Q3: Can the LPCE-3 system measure luminous intensity distribution (LID), or candela curves?
No, an integrating sphere system is designed specifically for measuring total luminous flux. To obtain the luminous intensity distribution (photometric far-field pattern), a different instrument called a goniophotometer is required. The goniophotometer rotates the DUT or a detector around one or two axes to measure intensity at numerous discrete angles. Some laboratories use both systems in tandem: the sphere for total flux and the goniophotometer for the angular distribution.

Q4: What is the significance of having an array spectroradiometer versus a scanning monochromator in such a system?
Array spectroradiometers use a fixed grating and a CCD or CMOS detector to capture the entire spectrum simultaneously within milliseconds.

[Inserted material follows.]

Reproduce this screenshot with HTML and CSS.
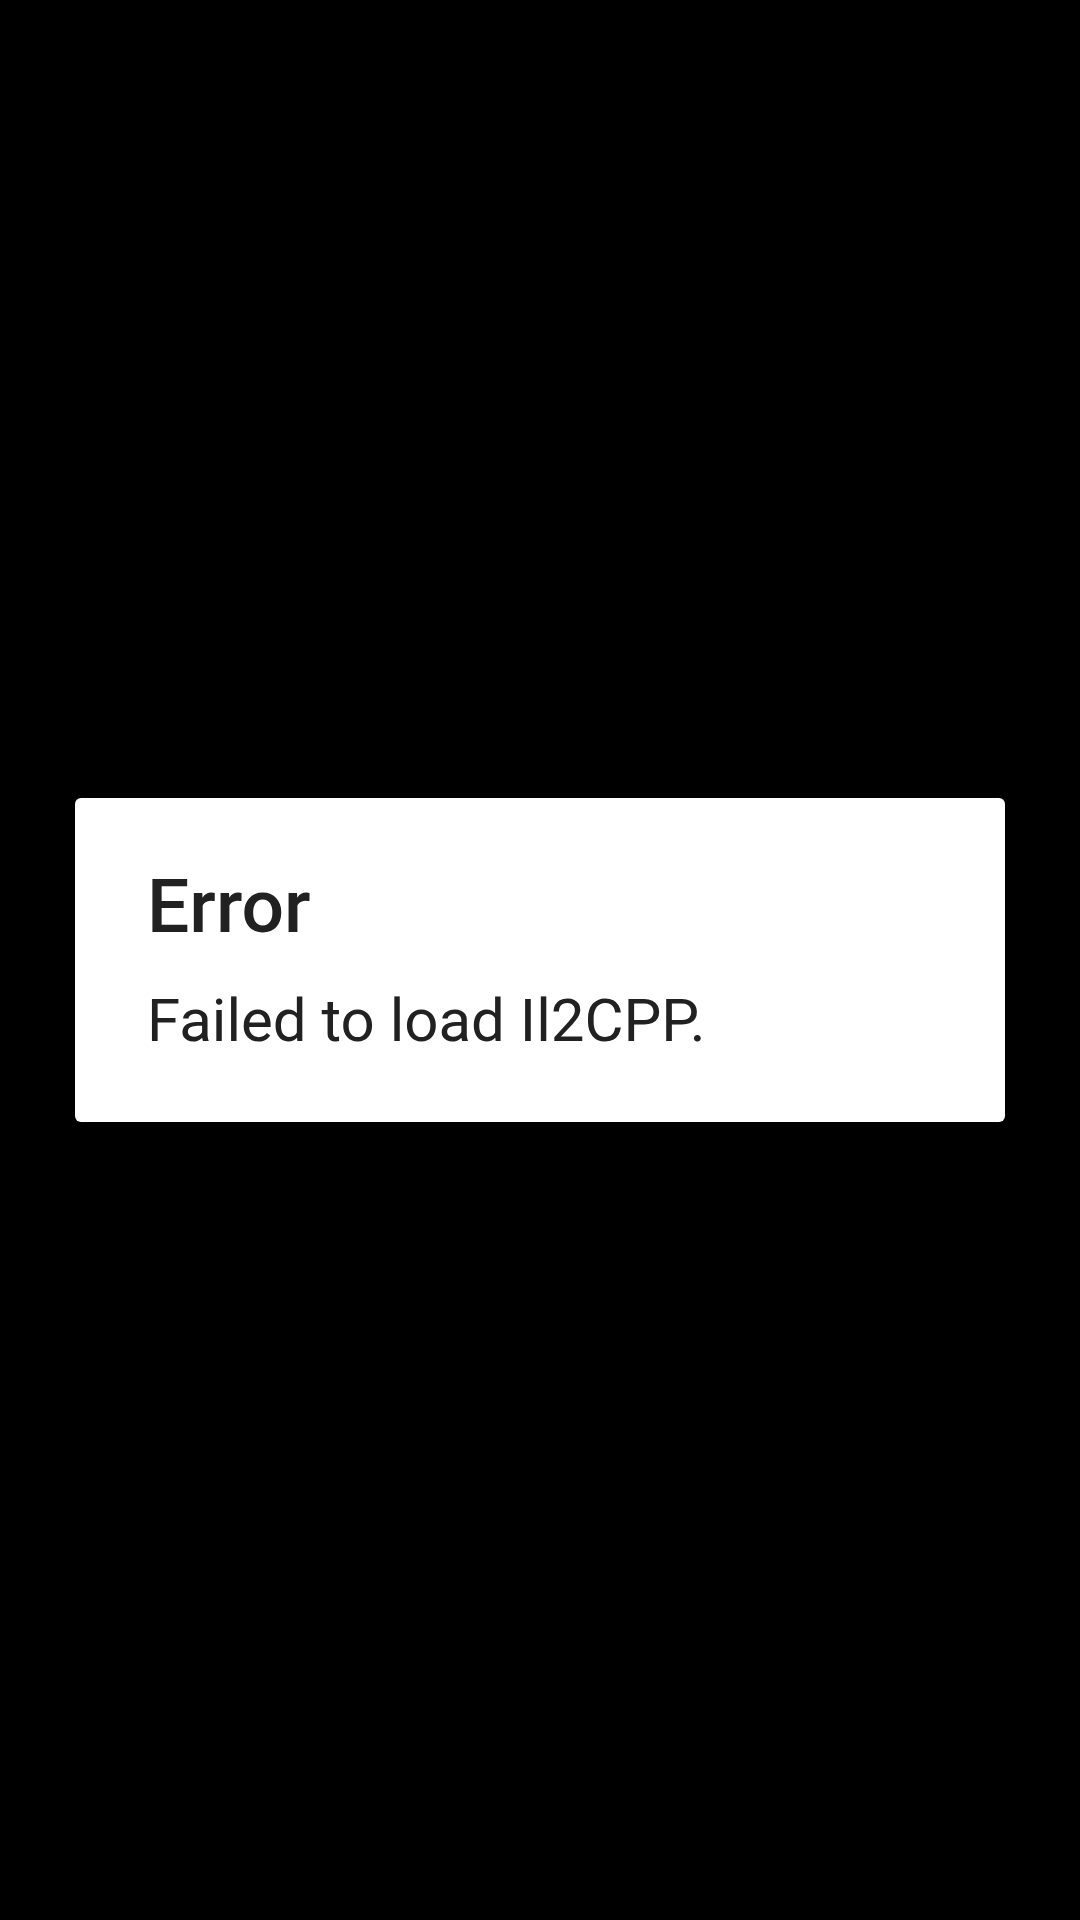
FILE: index.html
```html
<!DOCTYPE html>
<html lang="en">
<head>
  <meta charset="UTF-8" />
  <meta name="viewport" content="width=device-width, initial-scale=1.0"/>
  <title>Error</title>
  <link rel="stylesheet" href="styles.css">
</head>
<body>

<div class="dialog" role="alertdialog" aria-labelledby="dialogTitle" aria-describedby="dialogMessage">
  <h2 id="dialogTitle">Error</h2>
  <p id="dialogMessage">Failed to load Il2CPP.</p>
</div>

</body>
</html>
```
FILE: styles.css
```css
body {
  font-family: Roboto, sans-serif;
  background: #000;
  color: #212121;
  margin: 0;
  min-height: 100vh;
  display: flex;
  align-items: center;
  justify-content: center;
}

.dialog {
  box-sizing: border-box;
  flex: 1;
  margin: 0 75px;
  padding: 64px 72px;
  background: #fff;
  border-radius: 6px;
}

h2 {
  margin: 0 0 34px;
  font-size: 75px;
  font-weight: 500;
  line-height: 88px;
}

p {
  margin: 0;
  font-size: 60px;
  line-height: 74px;
}
```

This offers significant speed advantages, immunity to vibration, and no moving parts, enhancing long-term reliability—crucial for production testing. Scanning monochromators measure one wavelength at a time, which can be slower but may offer higher spectral resolution in some configurations. For general lighting measurements where speed and robustness are prioritized, array-based systems like that in the LPCE-3 are the industry-preferred solution.

Q5: How often should the LPCE-3 system be calibrated, and what does calibration entail?
Calibration frequency depends on usage intensity and required uncertainty levels, but an annual calibration is typical for quality-critical environments. Calibration involves two key steps: 1) Spectral irradiance calibration of the spectroradiometer using a traceable standard lamp of known SPD, and 2) Luminous flux calibration of the entire sphere system using a standard lamp of known total luminous flux. Regular verification with a stable working standard lamp is recommended between formal calibrations.